Best known for its strong wood and great age, oaks usually live for six to eight hundred years (and can live well over 1,000).
Less well-known is that more than five hundred species of insects depend on it for food and shelter, and a large number of birds and animals. Squirrels and jays bury acorns as larders which, often being forgotten, mean that regeneration of oaks is normally assured! Its generous presence is well named as king of the forest.
Curiously, oak is sensitive to hard frost, which is why it is one of the last trees to produce leaves in spring.
Its bark protects it from heat, and can help it survive forest fires, but lightning strikes the oak more often than most trees. Oaks like to grow above underground watercourses and possess strong electrical currents, far higher than that of any other tree.
The root system of the pedunculate oak is gigantic. While its overall shape is often wider than it is high (except in dense plantations), it can grow very irregularly in shape, with single branches spreading far out.
In fact sudden changes of branch direction and an irregular crown are typical features of the oak, and its overall canopy, like its lobed leaves, are distinctively irregular.
Just as tides are due to the moon, all plants are affected by planets.
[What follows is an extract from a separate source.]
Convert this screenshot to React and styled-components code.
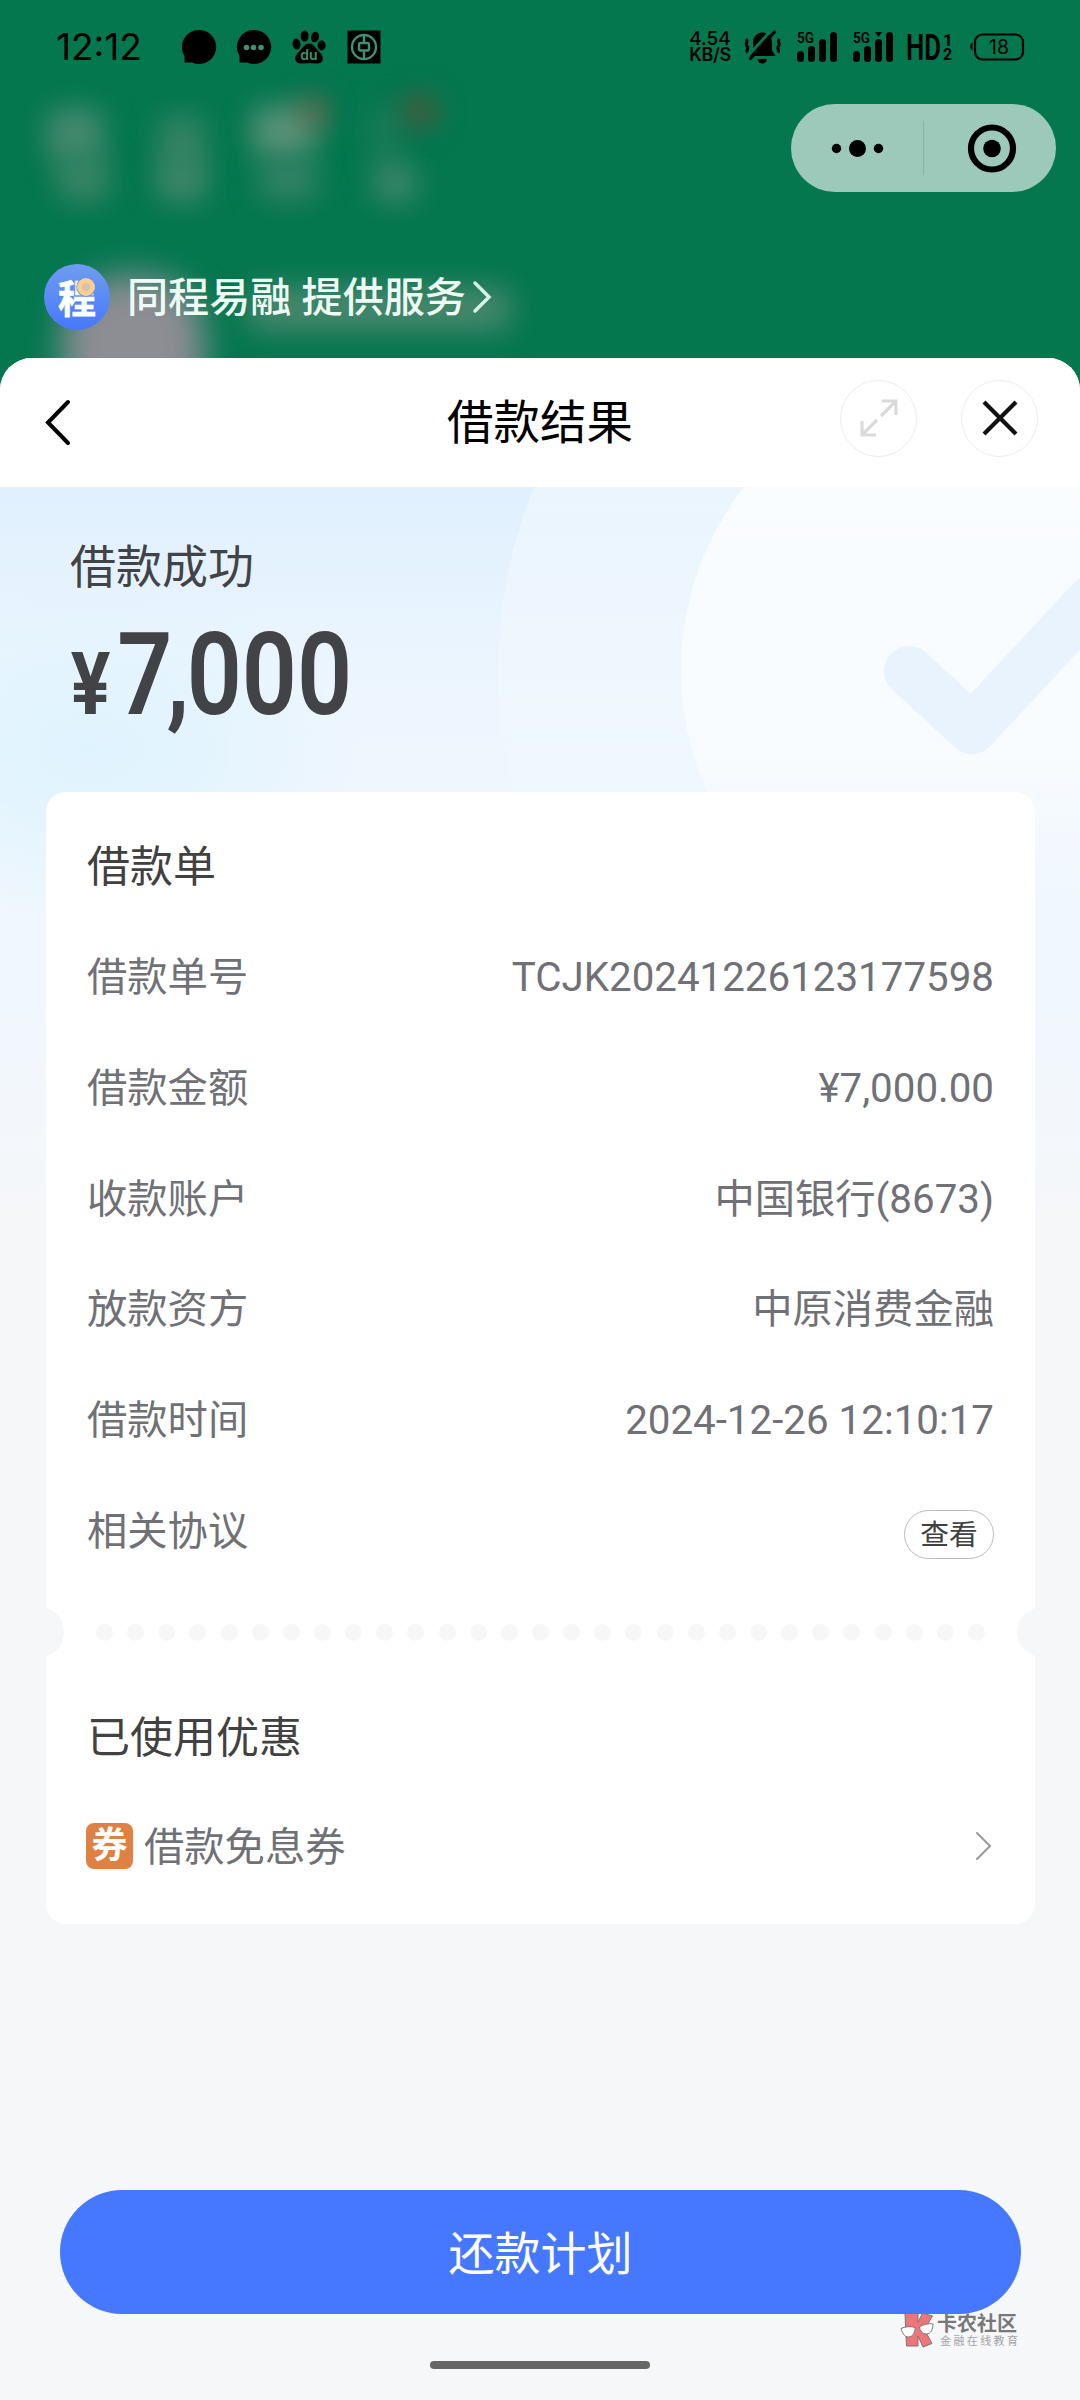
import React from 'react'
import styled, { createGlobalStyle } from 'styled-components'

const GlobalStyle = createGlobalStyle`
    * { box-sizing: border-box; }
    body {
        margin: 0;
        background: #f5f7f9;
        font-family: Roboto, "Noto Sans CJK SC", sans-serif;
    }
    svg {
        flex-shrink: 0;
        overflow: visible;
    }
`

const green = '#04774f'
const pageGrey = '#f5f7f9'

const Screen = styled.div`
    position: relative;
    display: flex;
    flex-direction: column;
    width: 1080px;
    height: 2400px;
    overflow: hidden;
    background: ${green};
`

const Smudge = styled.div`
    position: absolute;
    left: ${({ $x }) => $x}px;
    top: ${({ $y }) => $y}px;
    width: ${({ $w }) => $w}px;
    height: ${({ $h }) => $h}px;
    border-radius: ${({ $r }) => $r || 16}px;
    background: ${({ $color }) => $color};
    filter: blur(${({ $blur }) => $blur || 14}px);
`

const StatusBar = styled.div`
    position: relative;
    display: flex;
    justify-content: space-between;
    height: 92px;
    padding: 0 55px 0 56px;
`

const StatusGroup = styled.div`
    display: flex;
    align-items: center;
    height: 93px;
    gap: ${({ $gap }) => $gap || 0}px;
`

const Clock = styled.div`
    width: 105px;
    font-family: Inter, sans-serif;
    font-size: 37px;
    line-height: 40px;
    white-space: nowrap;
`

const Speed = styled.div`
    width: 42px;
    margin-right: -3px;
    font-family: Inter, sans-serif;
    font-size: 19px;
    font-weight: 500;
    line-height: 16px;
    text-align: center;
    white-space: nowrap;
`

const SpeedUnit = styled.div`
    font-size: 18px;
    font-weight: 600;
    letter-spacing: -0.4px;
`

const CapsuleRow = styled.div`
    position: relative;
    display: flex;
    justify-content: flex-end;
    padding: 12px 24px 0 0;
`

const Capsule = styled.div`
    display: flex;
    align-items: center;
    width: 265px;
    height: 88px;
    border-radius: 44px;
    background: #9dc9ba;
`

const Provider = styled.div`
    position: relative;
    display: flex;
    align-items: center;
    height: 66px;
    margin: 72px 0 28px 44px;
`

const ProviderName = styled.div`
    margin: 1px 7px 0 17px;
    color: #eefaf4;
    font-size: 41.1px;
    font-weight: 500;
    line-height: 60px;
    white-space: nowrap;
`

const Sheet = styled.div`
    position: relative;
    display: flex;
    flex: 1;
    flex-direction: column;
    border-radius: 32px 32px 0 0;
    overflow: hidden;
    background: ${pageGrey};
`

const SheetHeader = styled.div`
    display: grid;
    grid-template-columns: 1fr auto 1fr;
    align-items: center;
    height: 129px;
    padding: 0 42px 0 43px;
    background: #fff;
`

const Title = styled.div`
    margin-right: 1px;
    color: #000;
    font-size: 46.5px;
    line-height: 64px;
`

const HeaderActions = styled.div`
    display: flex;
    justify-content: flex-end;
    gap: 44px;
    padding-bottom: 9px;
`

const RoundButton = styled.div`
    display: flex;
    align-items: center;
    justify-content: center;
    width: 77px;
    height: 77px;
    border: 1px solid #ececec;
    border-radius: 50%;
`

const Body = styled.div`
    position: relative;
    display: flex;
    flex: 1;
    flex-direction: column;
`

const Backdrop = styled.svg`
    position: absolute;
    left: 0;
    top: 0;
    overflow: hidden;
`

const Hero = styled.div`
    position: relative;
    height: 305px;
    padding: 46px 0 0 70px;
    color: #414347;
`

const HeroLabel = styled.div`
    font-size: 46px;
    line-height: 68px;
`

const Amount = styled.div`
    display: flex;
    align-items: baseline;
    margin-top: 18px;
    font-size: 115px;
    font-weight: 600;
    line-height: 112px;
    transform: scaleX(0.84);
    transform-origin: left;
`

const Currency = styled.span`
    margin: 0 8px 0 1px;
    font-size: 88px;
    font-weight: 700;
`

const Comma = styled.span`
    margin: 0 -3px 0 -7px;
`

const Card = styled.div`
    position: relative;
    width: 989px;
    height: 1132px;
    margin-left: 46px;
    padding: 43px 41px 0 41px;
    border-radius: 20px;
    background: #fff;
`

const SectionTitle = styled.div`
    color: #414141;
    font-size: 43px;
    line-height: 64px;
`

const Rows = styled.div`
    display: flex;
    flex-direction: column;
    padding-top: 24px;
`

const Row = styled.div`
    display: flex;
    align-items: center;
    justify-content: space-between;
    height: 110.7px;
    color: #707176;
    font-size: 40.3px;
    line-height: 60px;
`

const ViewButton = styled.div`
    width: 90px;
    height: 49px;
    margin-top: 5px;
    border: 1px solid #bbb;
    border-radius: 25px;
    color: #414141;
    font-size: 28.8px;
    line-height: 49px;
    text-align: center;
`

// runs edge to edge over the card padding so the notches can bite into it
const Perforation = styled.div`
    display: flex;
    align-items: center;
    justify-content: space-between;
    height: 50px;
    margin: 20px -73px 0 -73px;
`

const Notch = styled.div`
    width: 50px;
    height: 50px;
    border-radius: 50%;
    background: ${pageGrey};
`

const Dots = styled.div`
    display: flex;
    justify-content: space-between;
    width: 889px;
`

const Dot = styled.div`
    width: 17px;
    height: 17px;
    border-radius: 50%;
    background: #f7f7f7;
`

const CouponSection = styled.div`
    padding-top: 49px;
`

const CouponRow = styled(Row)`
    height: 60px;
    margin-top: 48px;
    padding-right: 2px;

    > svg { margin-bottom: 4px; }
`

const CouponName = styled.div`
    display: flex;
    align-items: center;
    gap: 11px;
`

const CouponBadge = styled.div`
    width: 47px;
    height: 46px;
    margin: 0 0 4px -1px;
    border-radius: 8px;
    background: #df8143;
    color: #fff;
    font-size: 36px;
    font-weight: 700;
    line-height: 46px;
    text-align: center;
`

const PlanButton = styled.div`
    width: 961px;
    height: 124px;
    margin: 266px auto 0 60px;
    border-radius: 62px;
    background: #4678ff;
    color: #fff;
    font-size: 46px;
    line-height: 128px;
    text-align: center;
`

const HomeBar = styled.div`
    width: 220px;
    height: 8px;
    margin: 47px auto 0;
    border-radius: 4px;
    background: #666;
`

const Watermark = styled.div`
    position: absolute;
    left: 900px;
    top: 2312px;
    display: flex;
    gap: 3px;
`

const WatermarkText = styled.div`
    display: flex;
    flex-direction: column;
    padding-top: 1px;
    white-space: nowrap;
`

const WatermarkName = styled.div`
    color: #77787a;
    font-size: 20px;
    font-weight: 700;
    line-height: 22px;
`

const WatermarkSlogan = styled.div`
    padding-left: 3px;
    color: #a3a4a6;
    font-size: 11px;
    letter-spacing: 2.4px;
    line-height: 14px;
`

const BubbleIcon = ({ dots }) => (
    <svg width="34" height="34" viewBox="0 0 34 34">
        <path d="M17 0a17 17 0 1 1-7 32.4H2.5V26A17 17 0 0 1 17 0z" />
        {dots && [9.5, 16.5, 24].map(x => <circle key={x} cx={x} cy="17.5" r="2.8" fill="#3f9170" />)}
    </svg>
)

const PawIcon = () => (
    <svg width="34" height="34" viewBox="0 0 34 34">
        <ellipse cx="4.5" cy="14" rx="4" ry="5.6" transform="rotate(-8 4.5 14)" />
        <ellipse cx="12.6" cy="6" rx="4" ry="5.6" />
        <ellipse cx="23" cy="7" rx="4" ry="5.4" transform="rotate(12 23 7)" />
        <ellipse cx="29.6" cy="15.5" rx="4" ry="5" />
        <path d="M17 13.5c4 0 6 3.5 8.5 6.5 3 3.2 6 5.5 5.3 9.5-.7 3.5-4 4.3-7 4-4-.4-9.5-.4-13.5 0-3.5.3-6.5-.8-7-4-.6-4 2.5-6.5 5.200-9.500C11.200 17 13 13.500 17 13.500z" />
        <text x="17" y="29.5" fill="#3f9170" fontSize="14" fontWeight="600" fontFamily="Inter" textAnchor="middle">du</text>
    </svg>
)

const BankIcon = () => (
    <svg width="34" height="34" viewBox="0 0 34 34" fill="none" stroke="#3f9170">
        <rect width="33" height="33" x="0.5" y="0.5" fill="#000" stroke="none" />
        <circle cx="17" cy="17" r="12" strokeWidth="2.4" />
        <rect x="12" y="13" width="10" height="7.5" rx="1.5" strokeWidth="2.4" />
        <path d="M17 5v7M17 21.5v7.5" strokeWidth="2.4" />
    </svg>
)

const MutedBell = () => (
    <svg width="40" height="36" viewBox="0 0 40 36">
        <path d="M19.5 3.5c6 0 9.5 4.5 9.5 10v7c0 2 2 3 3.500 6.500H6.500C8 23.500 10 22.500 10 20.500v-7c0-5.500 3.500-10 9.500-10z" />
        <path d="M14.500 30h9.500c-.5 3-2.300 4.500-4.700 4.500s-4.300-1.500-4.800-4.500z" />
        <path d="M4 28L29 0.500" stroke={green} strokeWidth="3" />
        <path d="M7.500 29.500L31.500 3" stroke="#000" strokeWidth="3.200" strokeLinecap="round" />
        <path d="M3 10c3 3-1.500 4 1 7 2.500 2.500-1.500 4 .5 6.500M36.500 10c-3 3 1.500 4-1 7-2.500 2.500 1.500 4-.5 6.500" fill="none" stroke="#000" strokeWidth="3" />
    </svg>
)

const SignalIcon = ({ arrow }) => (
    <svg width="41" height="32" viewBox="0 0 41 32">
        <text x="0" y="12" fontSize="15.5" fontFamily="Roboto" fontWeight="600" textLength="17" lengthAdjust="spacingAndGlyphs">5G</text>
        <rect x="0" y="20" width="7" height="11" rx="3.5" />
        <rect x="11" y="15" width="7" height="16" rx="3.5" />
        <rect x="22" y="8" width="7" height="23" rx="3.5" />
        <rect x="33" y="1" width="7" height="30" rx="3.5" />
        {arrow && <path d="M22 1h7l-3.5 5z" />}
    </svg>
)

const HdIcon = () => (
    <svg width="46" height="30" viewBox="0 0 46 30" fontFamily="Roboto">
        <text x="-2" y="28" fontSize="37" fontWeight="600" textLength="35" lengthAdjust="spacingAndGlyphs">HD</text>
        <text x="35" y="13.5" fontSize="17" fontWeight="700">1</text>
        <text x="35" y="27.5" fontSize="16" fontWeight="700">2</text>
    </svg>
)

const BatteryIcon = () => (
    <svg width="56" height="30" viewBox="0 0 56 30">
        <path d="M3.5 10.5v8c-3-1-3-7 0-8z" />
        <rect x="6" y="2.5" width="48" height="25" rx="7.5" fill="none" stroke="#000" strokeWidth="2.2" />
        <text x="30" y="21.8" fontSize="19.5" fontFamily="Inter" textAnchor="middle">18</text>
    </svg>
)

const CapsuleIcons = () => (
    <svg width="265" height="88" viewBox="0 0 265 88">
        <circle cx="45.5" cy="44.5" r="4.7" />
        <circle cx="66.5" cy="44.5" r="8.5" />
        <circle cx="87.5" cy="44.5" r="4.7" />
        <path d="M132.5 17v54" stroke="#83b3a2" />
        <circle cx="201" cy="44.5" r="21" fill="none" stroke="#000" strokeWidth="6.2" />
        <circle cx="201" cy="44.5" r="8.8" />
    </svg>
)

const ProviderLogo = () => (
    <svg width="66" height="66" viewBox="0 0 66 66">
        <defs>
            <linearGradient id="logo" x1="0" y1="0" x2="0" y2="1">
                <stop offset="0" stopColor="#6f9df0" />
                <stop offset="1" stopColor="#4678fb" />
            </linearGradient>
        </defs>
        <circle cx="33" cy="33" r="33" fill="url(#logo)" />
        <text x="14" y="48.5" fontSize="39" fontWeight="700" fill="#fff" stroke="#fff" strokeWidth="0.6" fontFamily="Noto Sans CJK SC" textLength="38" lengthAdjust="spacingAndGlyphs">程</text>
        <circle cx="42" cy="23" r="9.8" fill="#628ff5" />
        <circle cx="42" cy="23" r="6.5" fill="#d9bfae" stroke="#fbcf8c" strokeWidth="5" />
    </svg>
)

const Chevron = ({ w, h, color, stroke, left }) => (
    <svg width={w} height={h} viewBox={`0 0 ${w} ${h}`} fill="none" stroke={color} strokeWidth={stroke} strokeLinecap="round">
        <path d={left ? `M${w - 3} 3L5 ${h / 2}L${w - 3} ${h - 3}` : `M2 2L${w - 2} ${h / 2}L2 ${h - 2}`} />
    </svg>
)

const ExpandIcon = () => (
    <svg width="38" height="38" viewBox="0 0 38 38" fill="none" stroke="#dadada" strokeWidth="3.2">
        <path d="M22 2h14v14M35.5 2.5L21 17M2 22v14h14M2.5 35.5L17 21" />
    </svg>
)

const CloseIcon = () => (
    <svg width="36" height="36" viewBox="0 0 36 36" stroke="#111" strokeWidth="4.2">
        <path d="M2 2l32 32M34 2L2 34" />
    </svg>
)

const HeroBackdrop = () => (
    <Backdrop width="1080" height="860" viewBox="0 487 1080 860">
        <defs>
            <linearGradient id="sky" x1="0" y1="0" x2="0" y2="1">
                <stop offset="0" stopColor="#e0f0fe" />
                <stop offset="0.25" stopColor="#edf6fe" />
                <stop offset="0.6" stopColor="#f1f7fe" />
                <stop offset="0.85" stopColor={pageGrey} />
            </linearGradient>
            <radialGradient id="cyan">
                <stop offset="0" stopColor="#dff3fe" />
                <stop offset="0.5" stopColor="#e1f4fe" stopOpacity="0.7" />
                <stop offset="1" stopColor="#e4f4fe" stopOpacity="0" />
            </radialGradient>
            <linearGradient id="disc" gradientUnits="userSpaceOnUse" x1="0" y1="487" x2="0" y2="900">
                <stop offset="0" stopColor="#fff" stopOpacity="0.35" />
                <stop offset="1" stopColor="#fff" stopOpacity="0" />
            </linearGradient>
            <linearGradient id="innerDisc" gradientUnits="userSpaceOnUse" x1="0" y1="487" x2="0" y2="920">
                <stop offset="0" stopColor="#fff" stopOpacity="0.75" />
                <stop offset="0.6" stopColor="#fff" stopOpacity="0.55" />
                <stop offset="1" stopColor="#fff" stopOpacity="0" />
            </linearGradient>
        </defs>
        <rect y="487" width="1080" height="860" fill="url(#sky)" />
        <ellipse cx="90" cy="750" rx="270" ry="170" fill="url(#cyan)" />
        <circle cx="978" cy="670" r="480" fill="url(#disc)" />
        <circle cx="978" cy="670" r="297" fill="url(#innerDisc)" />
        <path d="M909 671L972 729L1092 600" fill="none" stroke="#e9f3fe" strokeWidth="50" strokeLinecap="round" strokeLinejoin="round" />
    </Backdrop>
)

const WatermarkLogo = () => (
    <svg width="34" height="36" viewBox="0 0 34 36" stroke="#77787a" strokeWidth="1">
        <path d="M5 1.5h13v9L22.5 1l10 3-8 13.5 7.5 14-9 3.5-5-11v10H6.5z" fill="#f0757b" />
        <path d="M1 16.5c3-2 11-2.5 14-1 .5 5-2.5 9.5-6.500 9.500-4 0-6-3.500-7.500-8.500zM19.500 15c3-2.500 10-4 13.500-3 0 5-2 10-6.500 10-4 0-6.500-3-7-7z" fill="#fff" />
    </svg>
)

const loan = [
    ['借款单号', 'TCJK20241226123177598'],
    ['借款金额', '¥7,000.00'],
    ['收款账户', '中国银行(8673)'],
    ['放款资方', '中原消费金融'],
    ['借款时间', '2024-12-26 12:10:17'],
]

const BlurredBackground = () => (
    <>
        <Smudge $x={46} $y={108} $w={58} $h={54} $color="#47896f" />
        <Smudge $x={56} $y={155} $w={54} $h={46} $color="#3a8565" />
        <Smudge $x={158} $y={115} $w={48} $h={58} $color="#368364" />
        <Smudge $x={156} $y={160} $w={52} $h={42} $color="#40866a" />
        <Smudge $x={252} $y={106} $w={64} $h={52} $color="#5a9278" />
        <Smudge $x={302} $y={98} $w={24} $h={28} $color="#80604f" />
        <Smudge $x={258} $y={160} $w={60} $h={40} $color="#348365" />
        <Smudge $x={372} $y={105} $w={26} $h={60} $color="#1f7c5b" />
        <Smudge $x={404} $y={95} $w={32} $h={32} $color="#5b5239" />
        <Smudge $x={372} $y={163} $w={46} $h={40} $color="#3d866a" />
        <Smudge $x={62} $y={276} $w={142} $h={150} $r={60} $blur={17} $color="#8d8d94" />
        <Smudge $x={246} $y={288} $w={266} $h={42} $color="#4b886e" $blur={15} />
    </>
)

export default () => (
    <Screen>
        <GlobalStyle />
        <BlurredBackground />
        <StatusBar>
            <StatusGroup $gap={21}>
                <Clock>12:12</Clock>
                <BubbleIcon />
                <BubbleIcon dots />
                <PawIcon />
                <BankIcon />
            </StatusGroup>
            <StatusGroup $gap={14.6}>
                <Speed>
                    4.54
                    <SpeedUnit>KB/S</SpeedUnit>
                </Speed>
                <MutedBell />
                <SignalIcon />
                <SignalIcon arrow />
                <HdIcon />
                <BatteryIcon />
            </StatusGroup>
        </StatusBar>
        <CapsuleRow>
            <Capsule><CapsuleIcons /></Capsule>
        </CapsuleRow>
        <Provider>
            <ProviderLogo />
            <ProviderName>同程易融 提供服务</ProviderName>
            <Chevron w={18} h={32} color="#d5f3e6" stroke={3.5} />
        </Provider>
        <Sheet>
            <SheetHeader>
                <Chevron w={28} h={47} color="#000" stroke={4} left />
                <Title>借款结果</Title>
                <HeaderActions>
                    <RoundButton><ExpandIcon /></RoundButton>
                    <RoundButton><CloseIcon /></RoundButton>
                </HeaderActions>
            </SheetHeader>
            <Body>
                <HeroBackdrop />
                <Hero>
                    <HeroLabel>借款成功</HeroLabel>
                    <Amount><Currency>¥</Currency>7<Comma>,</Comma>000</Amount>
                </Hero>
                <Card>
                    <SectionTitle>借款单</SectionTitle>
                    <Rows>
                        {loan.map(([label, value]) => (
                            <Row key={label}>
                                <span>{label}</span>
                                <span>{value}</span>
                            </Row>
                        ))}
                        <Row>
                            <span>相关协议</span>
                            <ViewButton>查看</ViewButton>
                        </Row>
                    </Rows>
                    <Perforation>
                        <Notch />
                        <Dots>{Array.from({ length: 29 }, (_, idx) => <Dot key={idx} />)}</Dots>
                        <Notch />
                    </Perforation>
                    <CouponSection>
                        <SectionTitle>已使用优惠</SectionTitle>
                        <CouponRow>
                            <CouponName>
                                <CouponBadge>券</CouponBadge>
                                <span>借款免息券</span>
                            </CouponName>
                            <Chevron w={17} h={30} color="#999" stroke={2} />
                        </CouponRow>
                    </CouponSection>
                </Card>
                <PlanButton>还款计划</PlanButton>
                <HomeBar />
            </Body>
        </Sheet>
        <Watermark>
            <WatermarkLogo />
            <WatermarkText>
                <WatermarkName>卡农社区</WatermarkName>
                <WatermarkSlogan>金融在线教育</WatermarkSlogan>
            </WatermarkText>
        </Watermark>
    </Screen>
)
Most trees do not show these effects, but oak does, and particularly Mars.
The irregular growth of oak is not accidental since, every time Mars is behind the sun its distance away from Earth is seven times greater than it is a year later, when Earth and Mars are both on the same side of the Sun. Mars stimulates root growth and, as the planet spins off again, the sun stimulates upward growth.
Tanna is an old German word for Tannenbaum, the oak (or fir) tree. Oak wood was used in tanning animal hides into leather, hence the words 'tan' and 'tanning'. In the Highlands, this was often done by placing the leather in a burn for a month, while the Romans used large, shallow outdoor tanning ponds.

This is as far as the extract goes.